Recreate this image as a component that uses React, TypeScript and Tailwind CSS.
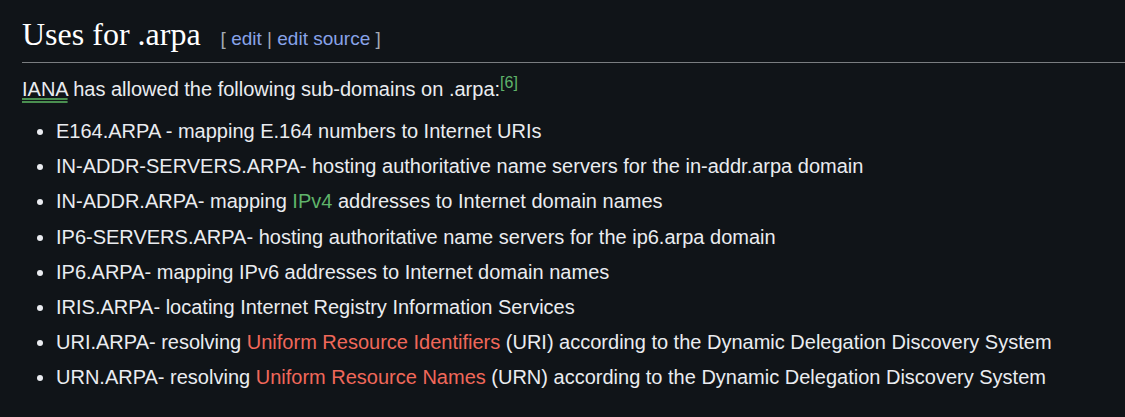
export default function App() {
  const items: React.ReactNode[] = [
    <>E164.ARPA - mapping E.164 numbers to Internet URIs</>,
    <>IN-ADDR-SERVERS.ARPA- hosting authoritative name servers for the in-addr.arpa domain</>,
    <>IN-ADDR.ARPA- mapping <span className="text-[#5fb36a]">IPv4</span> addresses to Internet domain names</>,
    <>IP6-SERVERS.ARPA- hosting authoritative name servers for the ip6.arpa domain</>,
    <>IP6.ARPA- mapping IPv6 addresses to Internet domain names</>,
    <>IRIS.ARPA- locating Internet Registry Information Services</>,
    <>URI.ARPA- resolving <span className="text-[#f0685a]">Uniform Resource Identifiers</span> (URI) according to the Dynamic Delegation Discovery System</>,
    <>URN.ARPA- resolving <span className="text-[#f0685a]">Uniform Resource Names</span> (URN) according to the Dynamic Delegation Discovery System</>,
  ];
  return (
    <div className="h-[417px] w-[1125px] bg-[#101418] pl-[22px] pt-[14px] text-[#eaecf0] font-[Liberation_Sans,Arial,sans-serif]">
      <div className="flex items-baseline border-b border-[#7a7d80] pb-[8px]">
        <h2 className="font-[Liberation_Serif,serif] text-[32px] leading-[40px] text-white">Uses for .arpa</h2>
        <span className="ml-[20px] text-[19px] text-[#a2a9b1]">
          [ <span className="text-[#88a3e8]">edit</span> | <span className="text-[#88a3e8]">edit source</span> ]
        </span>
      </div>
      <p className="mt-[10px] text-[20px] leading-[32px]">
        <span className="underline decoration-double decoration-[#4a8f50] underline-offset-2">IANA</span> has allowed the following sub-domains on .arpa:
        <sup className="text-[16px] text-[#5fb36a]">[6]</sup>
      </p>
      <ul className="mt-[9px] ml-[34px] list-disc text-[20px] leading-[35.2px]">
        {items.map((it, i) => (
          <li key={i}>{it}</li>
        ))}
      </ul>
    </div>
  );
}
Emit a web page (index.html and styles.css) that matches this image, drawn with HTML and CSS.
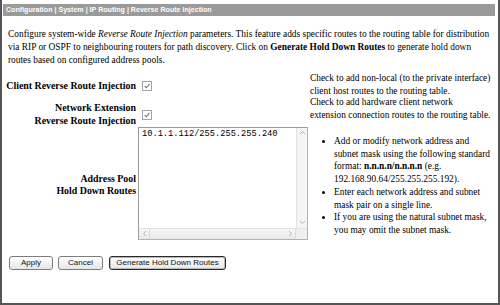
FILE: index.html
```html
<!DOCTYPE html>
<html>
<head>
<meta charset="utf-8">
<link rel="stylesheet" href="styles.css">
</head>
<body>
<div class="frame">
  <div class="titlebar">Configuration | System | IP Routing | Reverse Route Injection</div>
  <p class="intro">Configure system-wide <i>Reverse Route Injection</i> parameters. This feature adds specific routes to the routing table for distribution via RIP or OSPF to neighbouring routers for path discovery. Click on <b>Generate Hold Down Routes</b> to generate hold down<br>routes based on configured address pools.</p>

  <div class="row row1">
    <div class="label l1">Client Reverse Route Injection</div>
    <div class="ctrl"><span class="cb c1"><svg width="10" height="10" viewBox="0 0 10 10"><rect x="0.5" y="0.5" width="9" height="9" fill="#fff" stroke="#a4a4a4"/><path d="M2.6 5.1 L4.3 6.8 L7.4 3.2" fill="none" stroke="#707070" stroke-width="1.1"/></svg></span></div>
    <div class="help h1">Check to add non-local (to the private interface) client host routes to the routing table.</div>
  </div>

  <div class="row row2">
    <div class="label l2">Network Extension<br>Reverse Route Injection</div>
    <div class="ctrl"><span class="cb c2"><svg width="10" height="10" viewBox="0 0 10 10"><rect x="0.5" y="0.5" width="9" height="9" fill="#fff" stroke="#a4a4a4"/><path d="M2.6 5.1 L4.3 6.8 L7.4 3.2" fill="none" stroke="#707070" stroke-width="1.1"/></svg></span></div>
    <div class="help h2">Check to add hardware client network<br>extension connection routes to the routing table.</div>
  </div>

  <div class="row row3">
    <div class="label l3">Address Pool<br>Hold Down Routes</div>
    <div class="ctrl">
      <div class="ta">
        <div class="ta-main">
          <div class="ta-text">10.1.1.112/255.255.255.240</div>
          <div class="vscroll">
            <span class="arrow"><svg width="7" height="5" viewBox="0 0 7 5"><path d="M1 4 L3.5 1.5 L6 4" fill="none" stroke="#b0b0b0"/></svg></span>
            <span class="track"></span>
            <span class="arrow"><svg width="7" height="5" viewBox="0 0 7 5"><path d="M1 1 L3.5 3.5 L6 1" fill="none" stroke="#b0b0b0"/></svg></span>
          </div>
        </div>
        <div class="hscroll">
          <span class="arrow"><svg width="5" height="7" viewBox="0 0 5 7"><path d="M4 1 L1.5 3.5 L4 6" fill="none" stroke="#b0b0b0"/></svg></span>
          <span class="track"></span>
          <span class="arrow"><svg width="5" height="7" viewBox="0 0 5 7"><path d="M1 1 L3.5 3.5 L1 6" fill="none" stroke="#b0b0b0"/></svg></span>
          <span class="corner"></span>
        </div>
      </div>
    </div>
    <div class="help">
      <ul>
        <li>Add or modify network address and subnet mask using the following standard format: <b>n.n.n.n/n.n.n.n</b> (e.g. 192.168.90.64/255.255.255.192).</li>
        <li>Enter each network address and subnet mask pair on a single line.</li>
        <li>If you are using the natural subnet mask, you may omit the subnet mask.</li>
      </ul>
    </div>
  </div>

  <div class="buttons">
    <span class="btn b-apply">Apply</span>
    <span class="btn b-cancel">Cancel</span>
    <span class="btn b-gen">Generate Hold Down Routes</span>
  </div>
</div>
</body>
</html>
```

FILE: styles.css
```css
html, body {
  margin: 0;
  padding: 0;
  background: #fff;
}
.frame {
  box-sizing: border-box;
  width: 500px;
  height: 305px;
  border-left: 2px solid #555;
  border-right: 2px solid #555;
  border-bottom: 2px solid #555;
  padding-top: 4px;
  font-family: "Liberation Serif", "Times New Roman", serif;
  font-size: 9.4px;
  line-height: 12.75px;
  color: #000;
  overflow: hidden;
}
.titlebar {
  margin: 0 3px 0 1px;
  height: 12px;
  line-height: 12px;
  background: #9a9a9a;
  color: #fff;
  font-family: "Liberation Sans", Arial, sans-serif;
  font-weight: bold;
  font-size: 7.1px;
  padding-left: 3px;
}
.intro {
  margin: 12px 8px 0 6px;
}
.row {
  display: flex;
  align-items: flex-start;
}
.label {
  width: 134px;
  flex: none;
  text-align: right;
  font-weight: bold;
  font-size: 9.9px;
}
.ctrl {
  width: 172px;
  flex: none;
  padding-left: 2px;
  box-sizing: border-box;
}
.help {
  flex: 1;
  padding-left: 2px;
  padding-right: 4px;
}
.row1 {
  margin-top: 5px;
  height: 23.5px;
}
.h1 { padding-top: 1px; }
.h2 { padding-top: 1px; }
.l1 { padding-top: 8.5px; }
.cb { display: block; width: 10px; height: 10px; margin-left: 4px; }
.cb svg { display: block; }
.c1 { margin-top: 9.5px; }
.row2 { height: 32px; }
.l2 { padding-top: 7px; }
.c2 { margin-top: 15px; }
.row3 { height: 113px; align-items: stretch; }
.l3 { align-self: center; padding-top: 4px; }
.ta {
  box-sizing: border-box;
  width: 170px;
  height: 113px;
  border: 1px solid #b4b4b4;
  border-top-color: #9c9c9c;
  border-left-color: #9c9c9c;
  display: flex;
  flex-direction: column;
  background: #fff;
}
.ta-main {
  flex: 1;
  display: flex;
}
.ta-text {
  flex: 1;
  font-family: "Liberation Mono", "Courier New", monospace;
  font-size: 8.7px;
  line-height: 11px;
  padding: 1px 0 0 3px;
}
.vscroll {
  width: 10px;
  display: flex;
  flex-direction: column;
  background: #f4f4f4;
  border-left: 1px solid #e2e2e2;
}
.hscroll {
  height: 10px;
  display: flex;
  background: linear-gradient(#f8f8f8, #e8e8e8);
  border-top: 1px solid #e2e2e2;
}
.arrow {
  display: flex;
  align-items: center;
  justify-content: center;
  flex: none;
}
.vscroll .arrow { height: 10px; }
.hscroll .arrow { width: 10px; }
.hscroll .arrow:first-child { border-right: 1px solid #dcdcdc; }
.track { flex: 1; }
.corner {
  width: 11px;
  flex: none;
  background: #efefef;
  border-left: 1px solid #dcdcdc;
}
.help ul {
  margin: 8px 0 0 0;
  padding-left: 24px;
}
.help li { padding-left: 0; }
.buttons {
  display: flex;
  gap: 5px;
  margin: 16px 0 0 7px;
}
.btn {
  box-sizing: border-box;
  height: 14px;
  line-height: 12px;
  border: 1px solid #7c7c7c;
  border-radius: 3px;
  background: linear-gradient(#ffffff, #e6e6e6);
  font-family: "Liberation Sans", Arial, sans-serif;
  font-size: 8px;
  text-align: center;
  color: #111;
}
.b-apply { width: 44px; }
.b-cancel { width: 45px; margin-left: 0; }
.b-gen {
  width: 117px;
  margin-left: 1px;
  border-color: #2a2a2a;
  box-shadow: inset 0 0 0 1px #b8b8b8;
}
```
++++++++++++++++++++
# Stated exercise:
Which lines contain the word "image"? Copy each of them.

# Solved exercise:
Recreate this image as a component that uses React, TypeScript and Tailwind CSS.
Emit a web page (index.html and styles.css) that matches this image, drawn with HTML and CSS.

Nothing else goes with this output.